I am perhaps a little selfish and morally imperfect. Well, in reality, I fall very short of perfection, obviously. An example might be one to do with giving away one of my spare kidneys. Now, if push comes to shove, I would put myself through an operation whereby I would donate one my kidneys to a close family member; but how close they have to be? Shouldn't I, as a human and part of the human race, donate one of my kidneys to any other human who needs it? Technically, rationally, yes. However, in reality, I'm not so sure that I would and this is because I fall short of perfection. I don't think I can morally rationalise it away in any other manner, as other people might do other than to admit that I am imperfect. Some might use this to debunk utilitarianism when, really, they need to debunk their own perfection. There is a pragmatic reality that affects our moral decisions. It is perhaps "morally necessary" or "morally required" (as the questionnaire put it) for me to do so, to donate my kidney to anyone who needs it, but I'm not sure that I would. My rational brain gets overridden by a selfish, emotional impulse.
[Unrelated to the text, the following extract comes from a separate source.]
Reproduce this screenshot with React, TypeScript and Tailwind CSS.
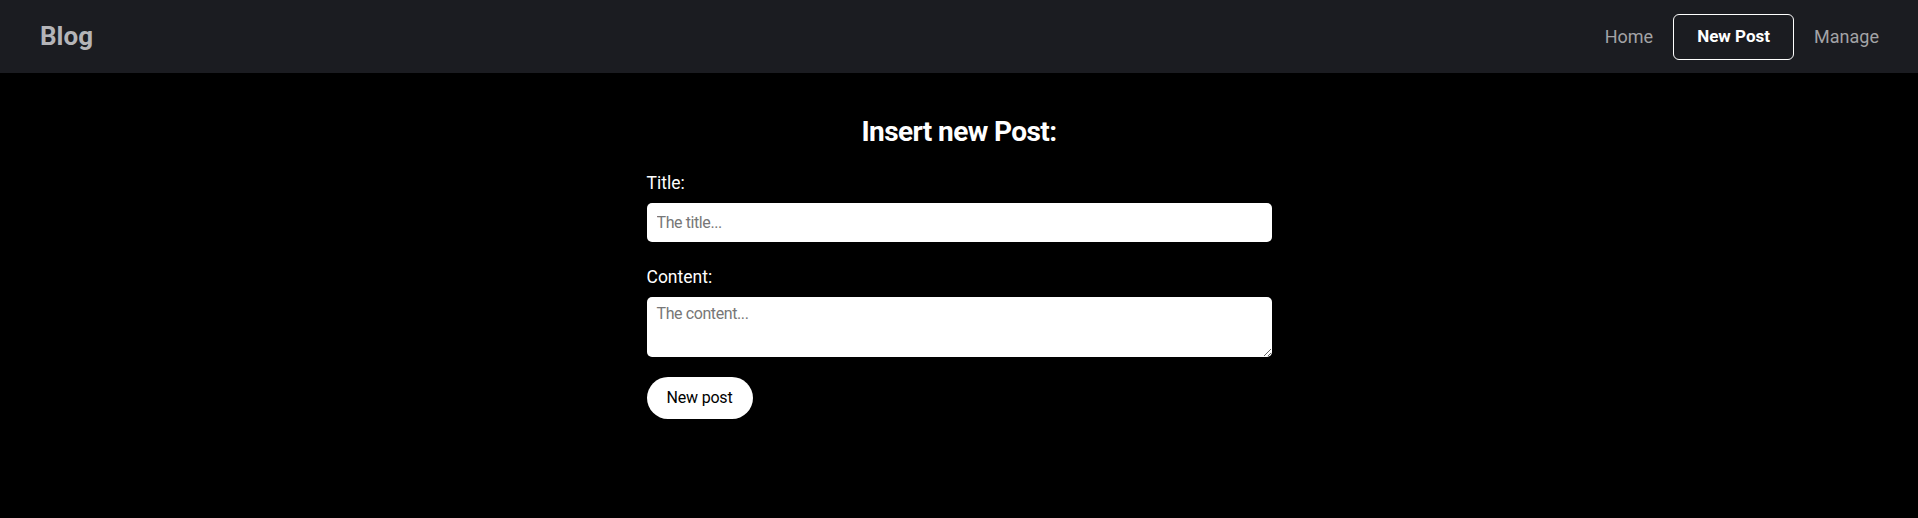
import React from "react";

export default function App() {
  const font = { fontFamily: "Roboto, 'Noto Sans', sans-serif" };
  return (
    <div className="min-h-[518px] bg-black" style={font}>
      <nav className="h-[73px] bg-[#1b1c21] flex items-center justify-between pl-[40px] pr-[39px]">
        <span className="text-[26px] font-bold text-[#b4b4b8] tracking-[0px]">Blog</span>
        <div className="flex items-center gap-[20px]">
          <a className="text-[18px] text-[#a3a3a6]">Home</a>
          <a className="h-[46px] w-[121px] flex items-center justify-center border border-white rounded-[6px] text-[17px] font-bold text-white">New Post</a>
          <a className="text-[18px] text-[#a3a3a6]">Manage</a>
        </div>
      </nav>
      <main className="w-[625px] mx-auto pt-[42px] flex flex-col">
        <h1 className="text-center text-[28px] leading-[34px] font-bold text-white tracking-[-0.6px]">Insert new Post:</h1>
        <label className="mt-[24px] text-[17.5px] leading-[20px] text-white">Title:</label>
        <input
          className="mt-[10px] h-[39px] w-full rounded-[5px] bg-white px-[10px] text-[16px] text-black placeholder:text-[#777777] outline-none tracking-[-0.4px]"
          placeholder="The title..."
        />
        <label className="mt-[25px] text-[17.5px] leading-[20px] text-white">Content:</label>
        <textarea
          className="mt-[10px] h-[60px] w-full rounded-[5px] bg-white px-[10px] py-[5px] text-[16px] text-black placeholder:text-[#777777] outline-none tracking-[-0.4px]"
          placeholder="The content..."
        />
        <div className="mt-[20px]">
          <button className="h-[42px] w-[106px] rounded-full bg-white text-[16px] text-black tracking-[-0.2px]">New post</button>
        </div>
      </main>
    </div>
  );
}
I suppose this is actually one of the challenges to utilitariaism, at least pragmatically speaking: the fact that there is no end to the lengths that you can go towards being morally perfect. We should, arguably, be like the Jains by sweeping away bugs in front of us so we don't step on them to kill them. We can all be morally better all of the time.

Now, perhaps certain contexts would mean that my decision might be different. For example, if the survival of the human race required my spare kidney, or some other such urgent reason, then I almost certainly would donate that kidney. There is some arbitrary line in the sand that demarcates when I do and don't donate a kidney. And so, in this way, there is a tension that exists between the desire to be rational and moral, and I really did feel that tension: selfish tendencies towards self-preservation seem to win the day for most people. There is a cost-benefit analysis on the hoof.

I was acutely aware of it when answering the questions. I think, in principle, I am fairly utilitarian, but I do also realise the limits to such a moral philosophy. I'm more of a moral skeptic, whereby I believe all moral value systems fail in some (certainly ontic) way, such that, after 3000 years, we are still unable to agree on moral philosophy. As a result, we construct moral value systems and codify them into law. But they are all, essentially, imperfect in some way.

We are all probably quite different in what we would morally choose when discussing these things in abstracts, and in the comfort of an armchair, to what we would choose when push comes to shove in an emotional and psychological scenario in the real world.

Indeed, this is what psychological research also shows. Famously, a huge majority of us would pull the lever in the trolley experiment. This shows that, rationally, most of us are utilitarian in principle. However, if we have to push someone off the bridge to stop the trolley from killing five people, then the percentages switch around to be pretty much the opposite. In other words, our emotional psychology overrides our rational moral decision-making even though the moral calculation is identical. We think the calculation works until we have to do the pushing.

I think this is what is happening in the questionnaire. I am fairly sure that there is a battle in my mind between the rational self and the emotional self, and when imagining myself in actual real-world scenarios.